The Backstory: Gaza, Benghazi, the fiscal cliff and no Twinkies

There actually isn’t much of a backstory to Friday’s column except to note that it had been overcast for several days, I was trying to meet a deadline while stopping to do iron-on patches for a Girl Scout sash (not for me) and, while looking for something in the pantry noticed my granddaughter had eaten all the Hostess Cupcakes I hid there. For those new to the backstory, my granddaughter is seven and has lived with me for nearly four years. I’m part of a growing minority known as the single grandparent.

When doing a column that is borderline whiny, I run the risk of sounding like a forlorn musician doing a “paid my dues” song from the road. It’s hard to feel that sorry for them since they make huge amounts of money, stay in 5-star hotels and have beautiful groupies throwing themselves at their feet. The only thing thrown at me is an occasional temper tantrum. So, iron in one hand and a laptop in the other, I wrote from the heart, or what’s left of it after years of eating sugary snacks.

The real backstory here is how hard it is to come to terms with the disappearance of icons from our youth. It seems that we just manage to grow up and figure out how things work when everything changes on us. It’s like the story of Sisyphus – just as we get almost there, we have to start again. That in turn begs the question, how do you reinvent yourself when you’re still trying to figure out how to invent yourself in the first place? The world is a harsh mistress. Okay, okay – that was a cheap rip off of the title of Robert Heinlein’s book, “The Moon Is A Harsh Mistress,” I am so ashamed…

So what about Hostess? Honestly I don’t eat much of their stuff anymore, it makes my teeth hurt. I get it for the kid at the discount bakery with the day old bargains. “Day old” means nothing to a Hostess product since most of them have a half-life approaching that of plutonium. In fact, when future archaeologists start digging things up a thousand years from now, if they find any Hostess Twinkies they will probably still be edible.

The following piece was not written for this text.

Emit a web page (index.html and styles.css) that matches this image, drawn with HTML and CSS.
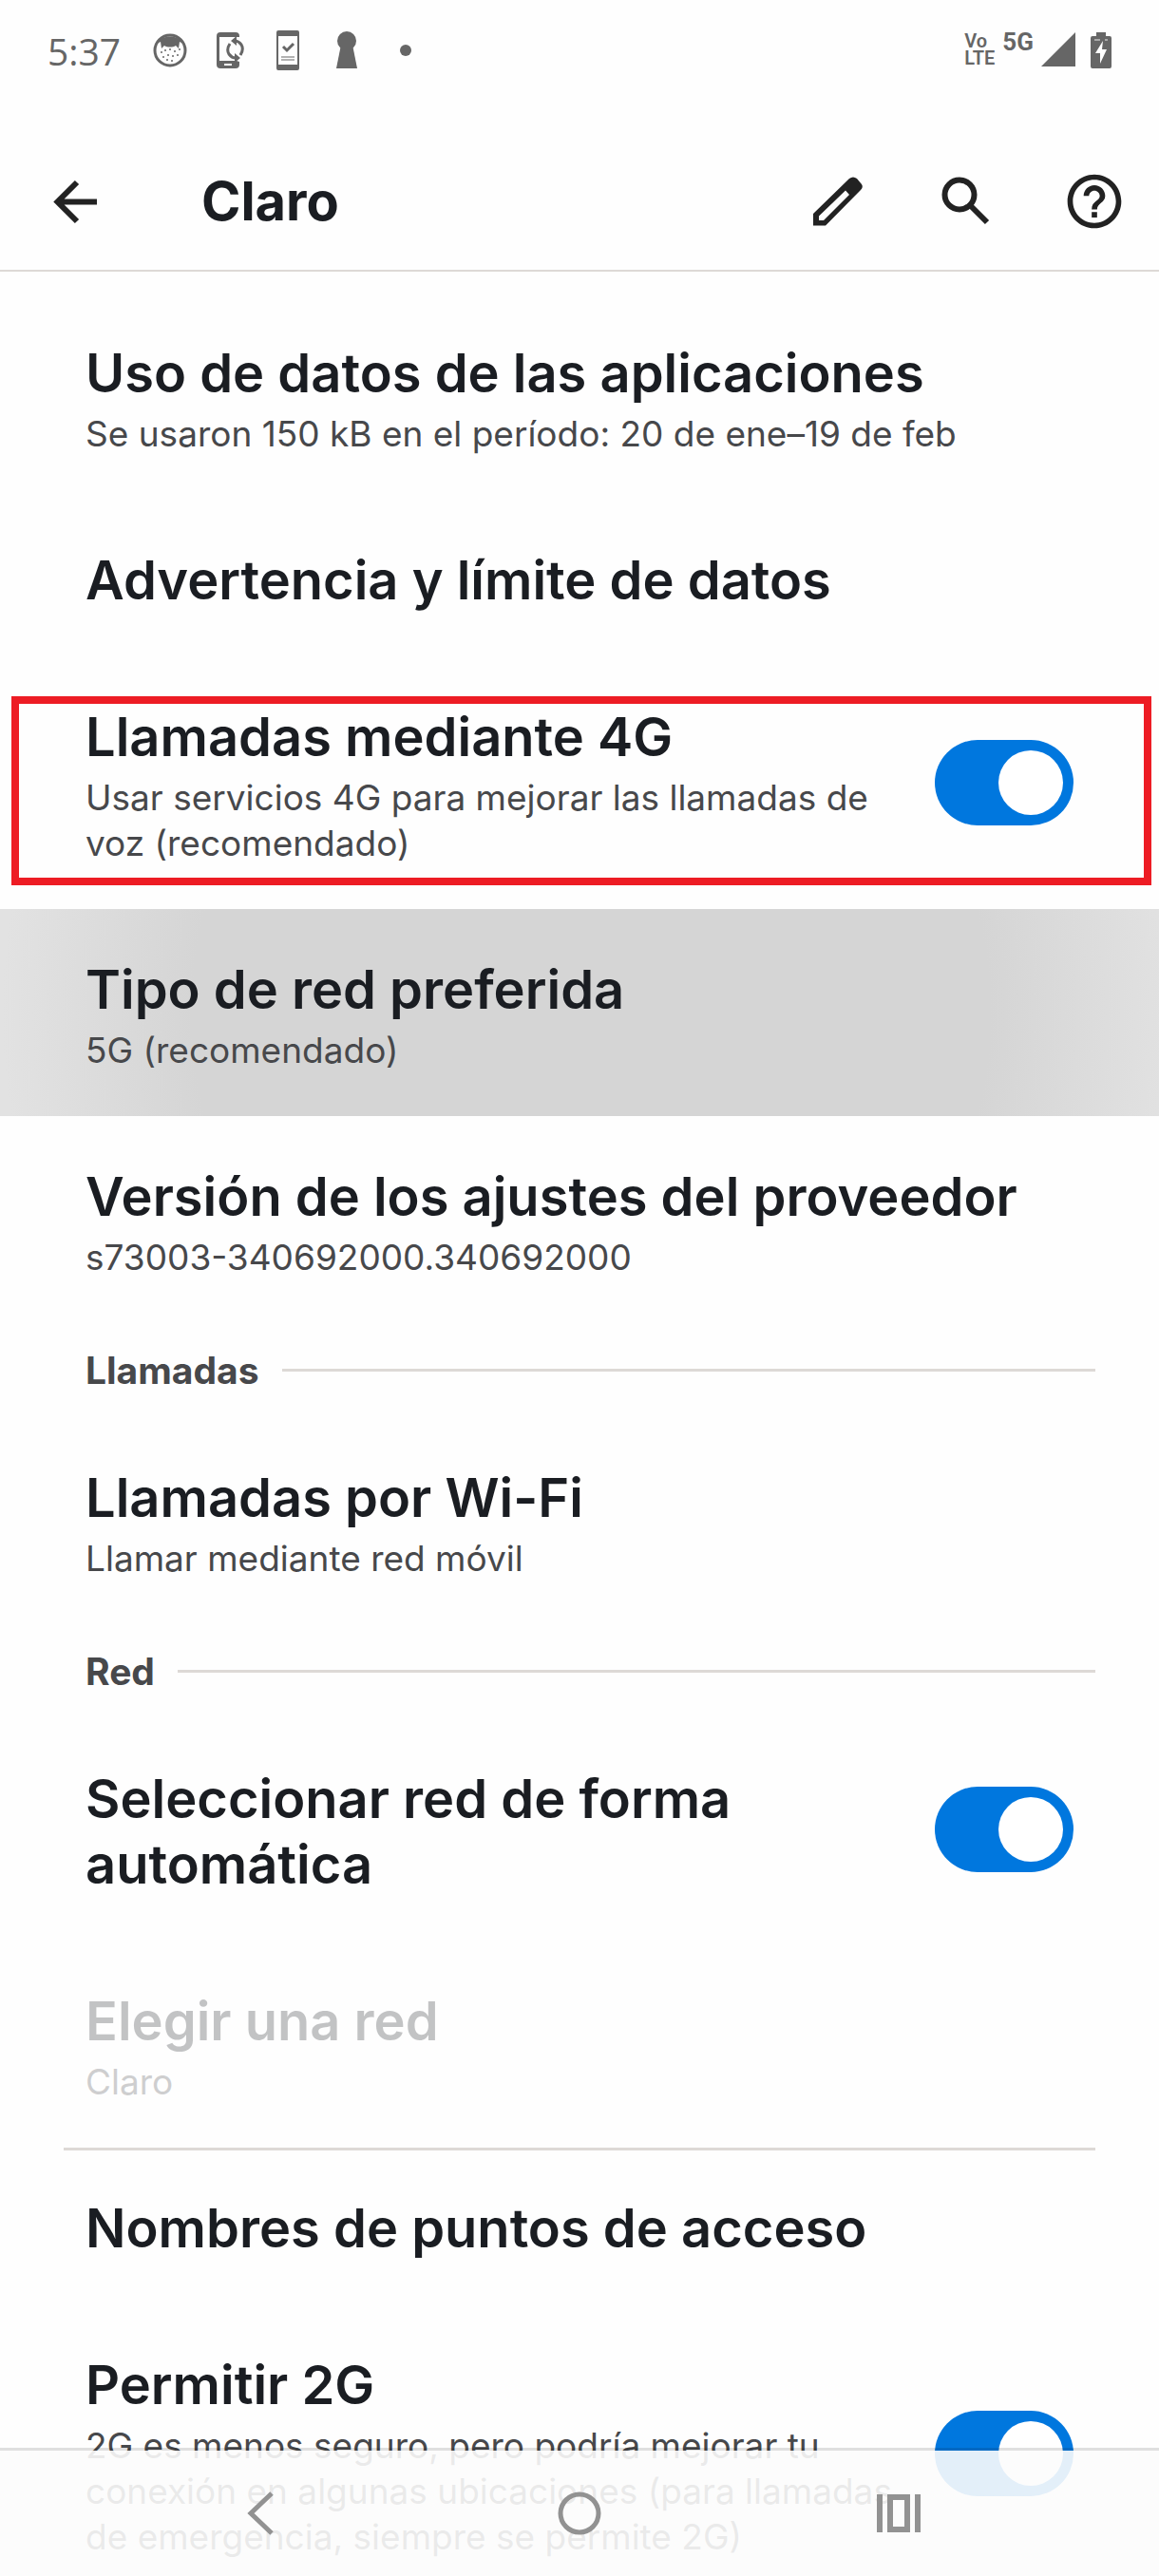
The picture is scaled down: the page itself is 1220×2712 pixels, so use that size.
FILE: index.html
```html
<!DOCTYPE html>
<html lang="es">
<head>
    <meta charset="UTF-8">
    <meta name="viewport" content="width=device-width, initial-scale=1.0">
    <title>Claro</title>
    <link rel="stylesheet" href="styles.css">
</head>
<body>
    <div class="screen">
        <!-- Status bar -->
        <div class="status-bar">
            <span class="clock">5:37</span>
            <div class="notifications">
                <svg viewBox="0 0 44 44" width="44" height="44">
                    <circle cx="22" cy="22" r="16" fill="none" stroke="currentColor" stroke-width="3"/>
                    <path d="M8 15C12 5 32 5 36 15L32 13L31 20L28 17C25 19 19 19 16 17L13 20L12 13Z" fill="currentColor"/>
                    <g fill="currentColor">
                        <circle cx="13" cy="24" r="1"/><circle cx="17" cy="22" r="1"/><circle cx="22" cy="21" r="1"/>
                        <circle cx="27" cy="23" r="1"/><circle cx="32" cy="21" r="1"/><circle cx="20" cy="27" r="1"/>
                        <circle cx="25" cy="28" r="1"/><circle cx="30" cy="27" r="1"/><circle cx="15" cy="29" r="1"/>
                        <circle cx="24" cy="33" r="1"/><circle cx="19" cy="32" r="1"/>
                    </g>
                </svg>
                <svg viewBox="0 0 44 44" width="44" height="44">
                    <path d="M33 8V7Q33 3 29 3H13Q9 3 9 7V37Q9 41 13 41H29Q33 41 33 37V34L30 33H12V8Z" fill="currentColor"/>
                    <path d="M17 37H25" stroke="#fff" stroke-width="2"/>
                    <path d="M23 15Q19 21 22 26Q25 30 29 30M34 27Q38 21 35 16Q32 12 28 12" fill="none" stroke="currentColor" stroke-width="3"/>
                    <path d="M24 12L30 7V17ZM34 30L28 25V35Z" fill="currentColor"/>
                </svg>
                <svg viewBox="0 0 44 44" width="44" height="44">
                    <path d="M12 1H32Q34 1 34 3V41Q34 43 32 43H12Q10 43 10 41V3Q10 1 12 1ZM12 7V37H32V7Z" fill="currentColor" fill-rule="evenodd"/>
                    <path d="M17 18L21 22L28 15" fill="none" stroke="currentColor" stroke-width="3"/>
                    <path d="M15 29H29M15 32H29" stroke="currentColor" stroke-width="1"/>
                </svg>
                <svg viewBox="0 0 44 44" width="44" height="44">
                    <circle cx="22" cy="12" r="10" fill="currentColor"/>
                    <path d="M16 16H28L33 41H11Z" fill="currentColor"/>
                </svg>
                <svg viewBox="0 0 44 44" width="44" height="44">
                    <circle cx="22" cy="22" r="6" fill="currentColor"/>
                </svg>
            </div>
            <div class="signals">
                <span class="volte">Vo<br>LTE</span>
                <span class="network">5G</span>
                <svg viewBox="0 0 36 36" width="36" height="36">
                    <path d="M36 0V36H0Z" fill="currentColor"/>
                </svg>
                <svg class="battery" viewBox="0 0 22 38" width="22" height="38">
                    <path d="M6 0H16V4H20Q22 4 22 6V36Q22 38 20 38H2Q0 38 0 36V6Q0 4 2 4H6Z" fill="currentColor"/>
                    <path d="M4 8H10M15 8H18" stroke="#aaa" stroke-width="2"/>
                    <path d="M13 9L5 22H10V33L17 18H12Z" fill="#fff"/>
                </svg>
            </div>
        </div>

        <!-- App bar -->
        <header class="app-bar">
            <button class="icon-button" type="button" aria-label="Atrás">
                <svg viewBox="0 0 68 68" width="68" height="68">
                    <path d="M35 14L14.500 34.500L35 55M14 34.500H56" fill="none" stroke="currentColor" stroke-width="6"/>
                </svg>
            </button>
            <h1>Claro</h1>
            <div class="actions">
                <button class="icon-button" type="button" aria-label="Editar">
                    <svg viewBox="0 0 68 68" width="68" height="68">
                        <path d="M10 47L48 10Q52 7 56 10L61 16Q63 19 60 22L23 59.500H10ZM16 49.500V54H21L48 27L44 22.500Z" fill="currentColor" fill-rule="evenodd"/>
                    </svg>
                </button>
                <button class="icon-button" type="button" aria-label="Buscar">
                    <svg viewBox="0 0 68 68" width="68" height="68" fill="none" stroke="currentColor" stroke-width="6">
                        <circle cx="28" cy="27" r="15.500"/>
                        <path d="M39 38L57 56"/>
                    </svg>
                </button>
                <button class="icon-button" type="button" aria-label="Ayuda">
                    <svg viewBox="0 0 24 24" width="68" height="68">
                        <path d="M11 18h2v-2h-2v2zm1-16C6.480 2 2 6.480 2 12s4.480 10 10 10 10-4.480 10-10S17.520 2 12 2zm0 18c-4.410 0-8-3.590-8-8s3.590-8 8-8 8 3.590 8 8-3.590 8-8 8zm0-14c-2.210 0-4 1.790-4 4h2c0-1.100.9-2 2-2s2 .9 2 2c0 2-3 1.750-3 5h2c0-2.250 3-2.500 3-5 0-2.210-1.790-4-4-4z" fill="currentColor"/>
                    </svg>
                </button>
            </div>
        </header>

        <!-- Settings list -->
        <main class="settings">
            <a class="row" href="#uso">
                <span class="text">
                    <span class="title">Uso de datos de las aplicaciones</span>
                    <span class="summary">Se usaron 150 kB en el período: 20 de ene–19 de feb</span>
                </span>
            </a>
            <a class="row" href="#limite">
                <span class="text">
                    <span class="title">Advertencia y límite de datos</span>
                </span>
            </a>
            <label class="row highlighted">
                <span class="text">
                    <span class="title">Llamadas mediante 4G</span>
                    <span class="summary">Usar servicios 4G para mejorar las llamadas de voz (recomendado)</span>
                </span>
                <input class="switch" type="checkbox" role="switch" checked>
            </label>
            <a class="row pressed" href="#tipo">
                <span class="text">
                    <span class="title">Tipo de red preferida</span>
                    <span class="summary">5G (recomendado)</span>
                </span>
            </a>
            <a class="row" href="#version">
                <span class="text">
                    <span class="title">Versión de los ajustes del proveedor</span>
                    <span class="summary">s73003-340692000.340692000</span>
                </span>
            </a>

            <h2 class="category">Llamadas</h2>
            <a class="row" href="#wifi">
                <span class="text">
                    <span class="title">Llamadas por Wi-Fi</span>
                    <span class="summary">Llamar mediante red móvil</span>
                </span>
            </a>

            <h2 class="category">Red</h2>
            <label class="row">
                <span class="text">
                    <span class="title">Seleccionar red de forma automática</span>
                </span>
                <input class="switch" type="checkbox" role="switch" checked>
            </label>
            <a class="row disabled" href="#elegir" aria-disabled="true">
                <span class="text">
                    <span class="title">Elegir una red</span>
                    <span class="summary">Claro</span>
                </span>
            </a>
            <a class="row divided" href="#apn">
                <span class="text">
                    <span class="title">Nombres de puntos de acceso</span>
                </span>
            </a>
            <label class="row">
                <span class="text">
                    <span class="title">Permitir 2G</span>
                    <span class="summary">2G es menos seguro, pero podría mejorar tu conexión en algunas ubicaciones (para llamadas de emergencia, siempre se permite 2G)</span>
                </span>
                <input class="switch" type="checkbox" role="switch" checked>
            </label>
        </main>

        <!-- System navigation, drawn over the list -->
        <nav class="nav-bar">
            <button type="button" aria-label="Atrás">
                <svg viewBox="0 0 48 48" width="48" height="48">
                    <path d="M36 3L14 24L36 45" fill="none" stroke="currentColor" stroke-width="5"/>
                </svg>
            </button>
            <button type="button" aria-label="Inicio">
                <svg viewBox="0 0 48 48" width="48" height="48">
                    <circle cx="24" cy="24" r="20" fill="none" stroke="currentColor" stroke-width="5"/>
                </svg>
            </button>
            <button type="button" aria-label="Recientes">
                <svg viewBox="0 0 48 48" width="48" height="48">
                    <path d="M4 4V44M44 4V44M15 7H33V41H15Z" fill="none" stroke="currentColor" stroke-width="6"/>
                </svg>
            </button>
        </nav>
    </div>
</body>
</html>
```
FILE: styles.css
```css
:root {
    --text-color: #1a1d22;
    --summary-color: #47484b;
    --status-color: #666;
    --line-color: #ddd9d6;
    --accent-color: #0077de;
    --highlight-color: #ed1c24;
}

* {
    box-sizing: border-box;
}

body {
    margin: 0;
    font-family: Inter, "Liberation Sans", sans-serif;
    color: var(--text-color);
    background-color: #fefefe;
}

button {
    padding: 0;
    border: 0;
    background: none;
    color: inherit;
}

svg {
    display: block;
}

.screen {
    position: relative;
    display: flex;
    flex-direction: column;
    height: 100vh;
    overflow: hidden;
}

/* Status bar */
.status-bar {
    display: flex;
    flex: none;
    align-items: center;
    height: 106px;
    padding: 0 50px;
    color: var(--status-color);
}

.clock {
    width: 107px;
    font-family: "Open Sans", sans-serif;
    font-size: 39px;
}

.notifications {
    display: flex;
    gap: 18px;
}

.signals {
    display: flex;
    gap: 8px;
    margin-left: auto;
    font-family: Roboto, sans-serif;
}

.volte {
    font-size: 20px;
    font-weight: 600;
    line-height: 18px;
}

.network {
    font-size: 26px;
    font-weight: 700;
    line-height: 20px;
}

.battery {
    margin-left: 8px;
}

/* App bar */
.app-bar {
    display: flex;
    flex: none;
    align-items: center;
    height: 180px;
    padding: 34px 34px 0 46px;
    border-bottom: 2px solid var(--line-color);
}

.app-bar h1 {
    margin: 0 0 0 98px;
    font-size: 56px;
    font-weight: 700;
    line-height: 68px;
}

.icon-button {
    color: #222;
}

.actions {
    display: flex;
    gap: 68px;
    margin-left: auto;
}

/* Settings list */
.settings {
    flex: 1;
    min-height: 0;
    padding-top: 22px;
    overflow: hidden;
}

.row {
    position: relative;
    display: flex;
    align-items: center;
    gap: 24px;
    padding: 45px 90px;
    color: inherit;
    text-decoration: none;
}

.text {
    flex: 1;
    padding-top: 6px;
}

.title,
.summary {
    display: block;
}

.title {
    font-size: 56px;
    font-weight: 600;
    line-height: 69px;
}

.summary {
    margin-top: 5px;
    font-size: 37px;
    line-height: 48px;
    color: var(--summary-color);
}

.row.pressed {
    background: radial-gradient(circle at 51% 50%, #d5d5d5 420px, #e2e2e2 620px);
}

.row.disabled .text {
    opacity: 0.26;
}

.row.highlighted::after {
    content: "";
    position: absolute;
    top: 42px;
    right: 8px;
    bottom: 25px;
    left: 12px;
    border: 8px solid var(--highlight-color);
}

.row.divided::before {
    content: "";
    position: absolute;
    top: 0;
    right: 67px;
    left: 67px;
    height: 3px;
    background-color: var(--line-color);
}

.category {
    display: flex;
    align-items: center;
    gap: 24px;
    height: 99px;
    margin: 0;
    padding: 0 67px 0 90px;
    font-size: 39px;
    font-weight: 700;
    color: var(--summary-color);
}

.category::after {
    content: "";
    flex: 1;
    height: 3px;
    background-color: var(--line-color);
}

.switch {
    appearance: none;
    flex: none;
    display: flex;
    align-items: center;
    justify-content: flex-end;
    width: 146px;
    height: 90px;
    margin: 0;
    padding: 11px;
    border-radius: 45px;
    background-color: #c4c4c4;
}

.switch::before {
    content: "";
    width: 68px;
    height: 68px;
    border-radius: 50%;
    background-color: #fff;
}

.switch:checked {
    background-color: var(--accent-color);
}

.switch:not(:checked) {
    justify-content: flex-start;
}

/* System navigation */
.nav-bar {
    position: absolute;
    right: 0;
    bottom: 0;
    left: 0;
    display: grid;
    grid-template-columns: repeat(3, 1fr);
    height: 135px;
    padding: 0 106px;
    border-top: 3px solid rgba(0, 0, 0, 0.12);
    background-color: rgba(252, 252, 252, 0.9);
    background-clip: padding-box;
}

.nav-bar button {
    display: grid;
    place-items: center;
    color: #929292;
}
```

The other item of note is the way some people are now shouting that the union is what killed Hostess. I’m not a big fan of modern unions, but seriously? What killed Hostess was a bad business model, products considered unhealthy by modern consumers (except me apparently) and increased competition from companies that make snacks from granola and tofu. Apparently the Hostess marketing crew failed to reinvent itself, or notice that people who are willing to pay nearly $4.00 for a cup of coffee are not very likely to use it to wash down a chocolate Ding Dong.

My grandfather used to say “times change” whenever I ¬†approached him with questions about the world. He didn’t claim to be original, he just used to say that all the time and never explained what he meant. It was his pat answer to everything and I didn’t understand it until I reached the age where I had to reinvent myself for the umpteenth time. Times change and that is not necessarily good or bad, it just happens. The good or bad part depends on us and what we make of it. That’s not easy to explain to a kid, so when my granddaughter asked why she would never get Hostess Cupcakes again, all I could think to tell her was, “times change.”